12. Ordinary Differential Equations

12.1. Introduction and terminology

Any equation that contains derivatives is called a differential equation. If the equation contains only one single dependent variable then it is known as an ordinary differential equation (ODE), otherwise it is called a partial differential equation (PDE).

Classifying ODEs

ODEs can be classified according to the following:

  • Order: determined by the highest order derivative, e.g. \(\displaystyle \frac{\mathrm{d}y}{\mathrm{d}x}\) is a first order term, \(\displaystyle \frac{\mathrm{d}^2y}{\mathrm{d}x^2}\) is a second order term.

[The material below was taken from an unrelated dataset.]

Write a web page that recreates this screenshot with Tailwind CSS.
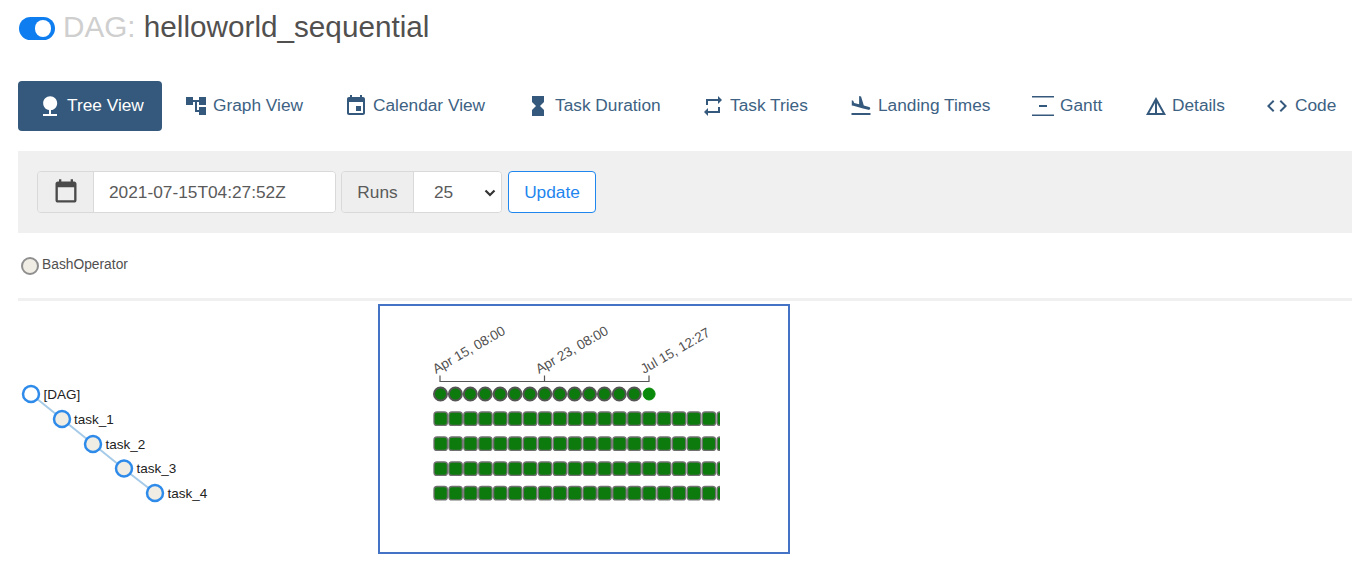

  • Degree: the power of the highest order derivative after fractional powers are removed, e.g. \(\displaystyle \left(\frac{\mathrm{d}y}{\mathrm{d}x}\right)^2\) is a second degree term, whilst \(\displaystyle \frac{\mathrm{d}^2y}{\mathrm{d}x^2}\) is a first degree term.

  • Linearity: linear or non-linear refers to highest power that the dependent variable and its derivatives are raised to. An ODE is said to be linear if it has the form:

\[a_n(x)\,y^{(n)}+a_{n-1}(x)\,y^{(n-1)} + \dots + a_1(x)\,y^{\prime} + a_0(x)\,y = f(x)\]

where a bracketed superscript \(y^{(n)}\) denotes the \(n^{th}\) derivative of function \(y(x)\).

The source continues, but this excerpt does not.